All articles
MethodMay 20, 20265 min read

Multi-window CT encoding, and what actually made Atlas generalize

Calcified stones, inflamed bowel, and vessels each want a different CT window. Encoding three windows into three channels did not raise the internal score, but it helped the model travel.

Cross-sectional CT imaging detail

One window is always a compromise

A radiologist does not read an abdominal CT through a single window. Calcified stones are conspicuous on a bone window, inflammatory change reads best on a soft-tissue window, and vascular or parenchymal findings want a narrower contrast-sensitive window. A model fed one fixed grayscale window inherits that compromise.

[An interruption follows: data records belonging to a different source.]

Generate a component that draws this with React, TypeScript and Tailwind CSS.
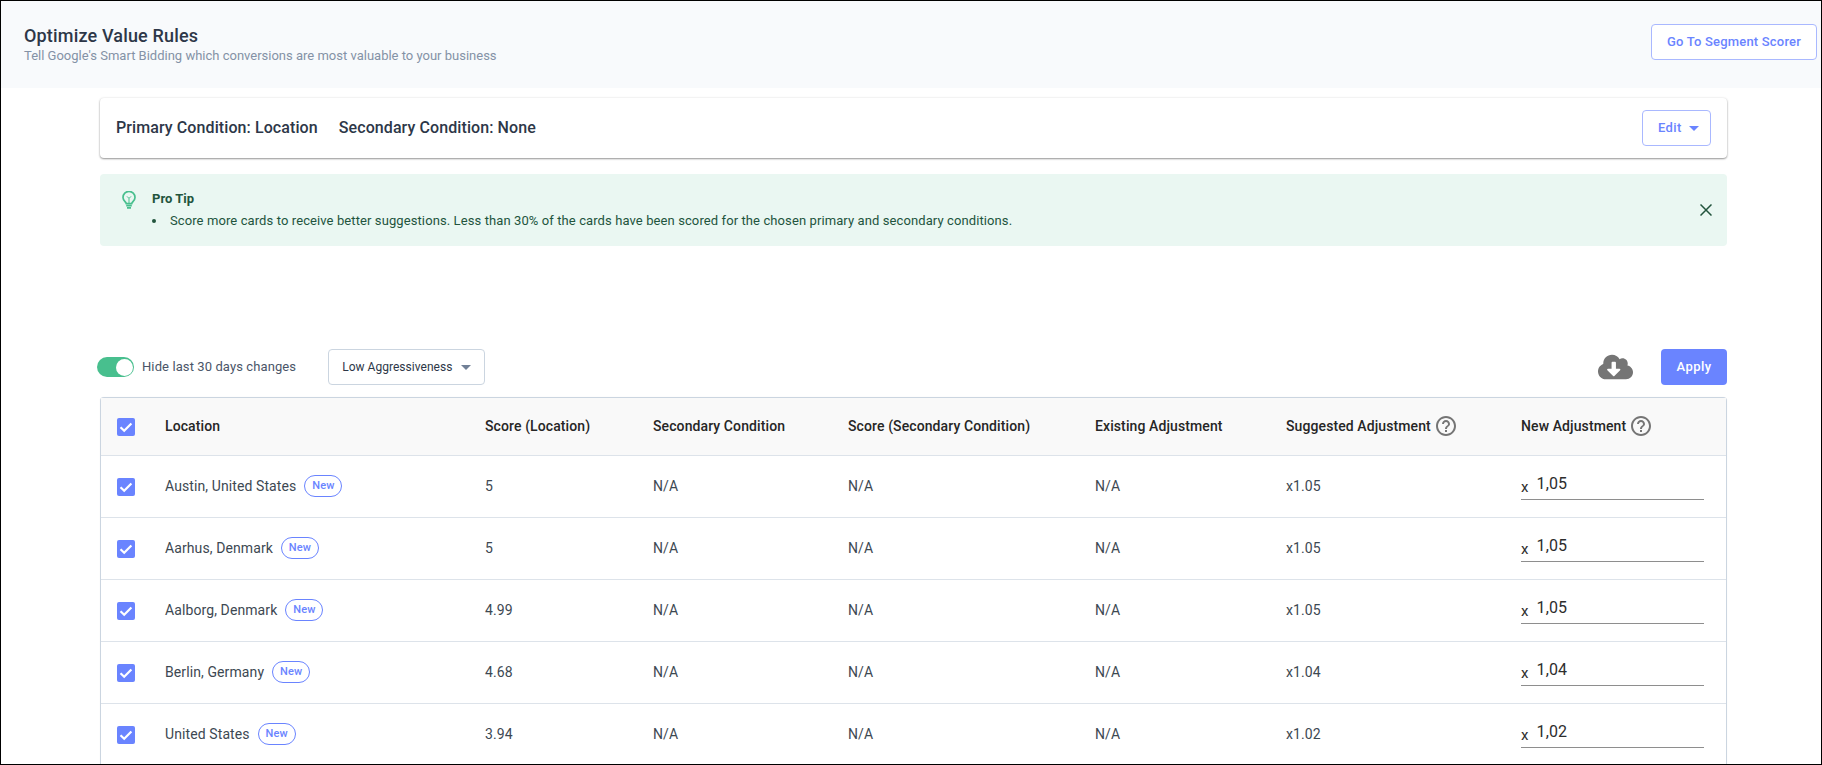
import React from "react";
import { FaCloudDownloadAlt } from "react-icons/fa";
import { MdHelpOutline } from "react-icons/md";

const rows = [
  { location: "Austin, United States", score: "5", suggested: "x1.05", value: "1,05" },
  { location: "Aarhus, Denmark", score: "5", suggested: "x1.05", value: "1,05" },
  { location: "Aalborg, Denmark", score: "4.99", suggested: "x1.05", value: "1,05" },
  { location: "Berlin, Germany", score: "4.68", suggested: "x1.04", value: "1,04" },
  { location: "United States", score: "3.94", suggested: "x1.02", value: "1,02" },
];

function Caret({ className }: { className: string }) {
  return (
    <svg viewBox="0 0 10 5" className={className} fill="currentColor">
      <path d="M0 0h10L5 5z" />
    </svg>
  );
}

function Checkbox() {
  return (
    <span className="flex h-[18px] w-[18px] items-center justify-center rounded-[2px] bg-[#6a84ff]">
      <svg viewBox="0 0 18 18" className="h-[18px] w-[18px]" fill="none" stroke="white" strokeWidth="2.2">
        <path d="M3.5 9.2l3.7 3.6 7.2-7.3" />
      </svg>
    </span>
  );
}

function BulbIcon() {
  return (
    <svg viewBox="0 0 14 18" className="mt-[1px] h-[18px] w-[14px] text-[#48bf8e]" fill="none" stroke="currentColor" strokeWidth="1.7">
      <path d="M4.3 12.6C4 10.9 1 9.7 1 6.4a6 6 0 0 1 12 0c0 3.3-3 4.5-3.3 6.2z" />
      <path d="M5 5.4L7 7.4l2-2M7 7.4v5" strokeWidth="1" />
      <path d="M4.2 14.7h5.6M5 16.8h4" strokeWidth="1.7" />
    </svg>
  );
}

export default function App() {
  return (
    <div className="box-border flex h-[765px] w-[1822px] flex-col overflow-hidden border border-black bg-white font-[family-name:Roboto,sans-serif] text-[#3d4852]">
      {/* Page header */}
      <header className="flex h-[87px] shrink-0 items-start justify-between bg-[#f8fafc] pr-1">
        <div className="pl-[23px] pt-[23px]">
          <h1 className="text-[18px] font-medium leading-[24px] tracking-[0.17px] text-[#2d3748]">Optimize Value Rules</h1>
          <p className="text-[13px] leading-[16px] text-[#8492a6]">
            Tell Google's Smart Bidding which conversions are most valuable to your business
          </p>
        </div>
        <button className="mt-[23px] h-[36px] w-[166px] rounded-[4px] border border-[#a9b8ff] bg-white text-[13px] font-medium tracking-[0.2px] text-[#6a84ff]">
          Go To Segment Scorer
        </button>
      </header>

      <main className="flex flex-1 flex-col pl-[99px] pr-[94px]">
        {/* Conditions */}
        <section className="mt-[10px] flex h-[60px] shrink-0 items-center justify-between rounded-[4px] bg-white pl-4 pr-4 shadow-[0_1px_2px_rgba(0,0,0,0.4),0_0_3px_rgba(0,0,0,0.08)]">
          <div className="flex gap-[21px] text-[16px] font-medium tracking-[0.09px] text-[#2d3748]">
            <span>Primary Condition: Location</span>
            <span>Secondary Condition: None</span>
          </div>
          <button className="flex h-[36px] w-[69px] items-center gap-[7px] rounded-[4px] border border-[#a9b8ff] pl-[15px] text-[13px] font-medium tracking-[0.4px] text-[#6a84ff]">
            Edit
            <Caret className="h-[5px] w-[10px]" />
          </button>
        </section>

        {/* Pro tip */}
        <section className="mt-[16px] flex h-[72px] shrink-0 items-center justify-between rounded-[4px] bg-[#eaf7f2] pl-[22px] pr-[15px] text-[#22543d]">
          <div className="flex gap-[16px] self-start pt-4">
            <BulbIcon />
            <div>
              <div className="text-[13px] font-bold leading-[18px]">Pro Tip</div>
              <ul className="mt-[4px] list-inside list-disc text-[13px] leading-[18px] tracking-[0.1px]">
                <li>Score more cards to receive better suggestions. Less than 30% of the cards have been scored for the chosen primary and secondary conditions.</li>
              </ul>
            </div>
          </div>
          <svg viewBox="0 0 12 12" className="h-3 w-3" fill="none" stroke="currentColor" strokeWidth="1.5">
            <path d="M0.5 0.5l11 11M11.5 0.5l-11 11" />
          </svg>
        </section>

        {/* Toolbar */}
        <div className="mt-[103px] flex h-[36px] shrink-0 items-center">
          <div className="-ml-[3px] flex items-center">
            <span className="flex h-[20px] w-[37px] items-center justify-end rounded-full bg-[#48bf8e] pr-[1px]">
              <span className="h-[17px] w-[17px] rounded-full bg-white" />
            </span>
            <span className="ml-2 text-[13px] tracking-[0.1px] text-[#4a5568]">Hide last 30 days changes</span>
          </div>
          <button className="ml-[32px] flex h-[36px] w-[157px] items-center justify-between whitespace-nowrap rounded-[4px] border border-[#cbd5e0] pl-[13px] pr-[13px] text-[12px] tracking-[0.03px] text-[#2d3748]">
            Low Aggressiveness
            <Caret className="h-[5px] w-[10px] text-[#718096]" />
          </button>
          <FaCloudDownloadAlt className="ml-auto h-[28px] w-[35px] text-[#757575]" />
          <button className="ml-[28px] h-[36px] w-[66px] rounded-[4px] bg-[#6a84ff] text-[13px] font-medium tracking-[0.4px] text-white">
            Apply
          </button>
        </div>

        {/* Table */}
        <div className="mt-[12px] rounded-t-[4px] border border-b-0 border-[#cbd5e0] shadow-[0_0_1px_rgba(0,0,0,0.1)]">
          <table className="w-full table-fixed border-collapse text-left text-[14px] tracking-[0.1px]">
            <colgroup>
              <col className="w-[64px]" />
              <col className="w-[320px]" />
              <col className="w-[168px]" />
              <col className="w-[195px]" />
              <col className="w-[247px]" />
              <col className="w-[191px]" />
              <col className="w-[235px]" />
              <col />
            </colgroup>
            <thead>
              <tr className="h-[57px] border-b border-[#dde3ea] bg-[#f9f9f9] text-[#262626]">
                <th className="pl-4 pt-[2px] font-normal"><Checkbox /></th>
                <th className="font-medium">Location</th>
                <th className="font-medium">Score (Location)</th>
                <th className="font-medium">Secondary Condition</th>
                <th className="font-medium">Score (Secondary Condition)</th>
                <th className="font-medium">Existing Adjustment</th>
                <th className="font-medium">
                  <span className="flex items-center gap-[3px]">Suggested Adjustment <MdHelpOutline className="h-[24px] w-[24px] text-[#757575]" /></span>
                </th>
                <th className="font-medium">
                  <span className="flex items-center gap-[3px]">New Adjustment <MdHelpOutline className="h-[24px] w-[24px] text-[#757575]" /></span>
                </th>
              </tr>
            </thead>
            <tbody>
              {rows.map((row) => (
                <tr key={row.location} className="h-[62px] border-b border-[#dde3ea]">
                  <td className="pl-4 pt-[2px]"><Checkbox /></td>
                  <td>
                    <span className="flex items-center gap-2">
                      {row.location}
                      <span className="flex h-[22px] w-[38px] items-center justify-center rounded-full border border-[#6a84ff] text-[11px] font-medium text-[#6a84ff]">New</span>
                    </span>
                  </td>
                  <td>{row.score}</td>
                  <td>N/A</td>
                  <td>N/A</td>
                  <td>N/A</td>
                  <td>{row.suggested}</td>
                  <td>
                    <div className="flex h-[28px] w-[183px] border-b border-[#8e8e8e] text-[#2d2d2d]">
                      <span className="mt-[4px] text-[15px]">x</span>
                      <span className="ml-[8px] text-[16px]">{row.value}</span>
                    </div>
                  </td>
                </tr>
              ))}
            </tbody>
          </table>
        </div>
      </main>
    </div>
  );
}
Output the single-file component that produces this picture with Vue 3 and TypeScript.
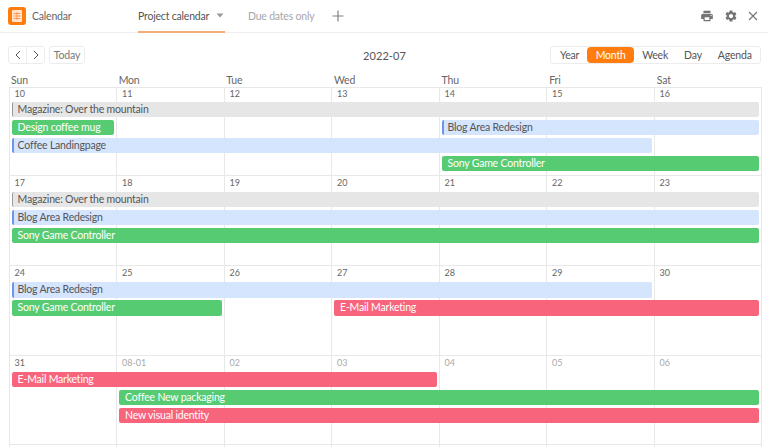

Three windows, three channels

Atlas converts raw Hounsfield Units into a three-channel image: a soft-tissue window in the red channel for organ boundaries and inflammation, a bone and stone window in the green channel for calcifications, and an angio and liver window in the blue channel for vascular and contrast-sensitive structures. This gives a standard detector a radiologically motivated input without changing its architecture, extending an idea used in brain CT [1] and related abdominal RGB-superposition work [3].

The ablation: internal parity, external gain

We trained an otherwise identical single-window grayscale model on the same patient-level splits. Internally, the two were a near tie: macro AUROC 0.941 versus 0.937, with per-class differences in both directions and none statistically significant. The interesting result was on transfer. On the external cohort, multi-window encoding gave a small but significant macro-AUROC gain, concentrated where physics predicts it should be: kidney stones improved by 0.114 AUROC (p = 0.0002) and pancreatitis by 0.035 (p = 0.021).

Robustness is the point, not raw accuracy

Because AUROC is threshold-independent, that external gain is not an artifact of operating-point selection. It suggests the multi-window representation carries information that survives a change of scanner fleet, reconstruction kernel, and population. Models that look identical in-distribution can diverge sharply out-of-distribution [2], so the encoding choice that buys cross-site stability is worth more than one that nudges an internal leaderboard.

References

  1. Wang X, et al. Deep learning for acute intracranial hemorrhage on head CT. NeuroImage: Clinical. 2021;32:102785.
  2. Zech JR, et al. Variable generalization performance of a deep learning model to detect pneumonia in chest radiographs. PLoS Med. 2018;15(11):e1002683.
  3. Lee GP, et al. Disease classification in abdominal CT through RGB superposition methods. Comput Math Methods Med. 2023;2023:7714483.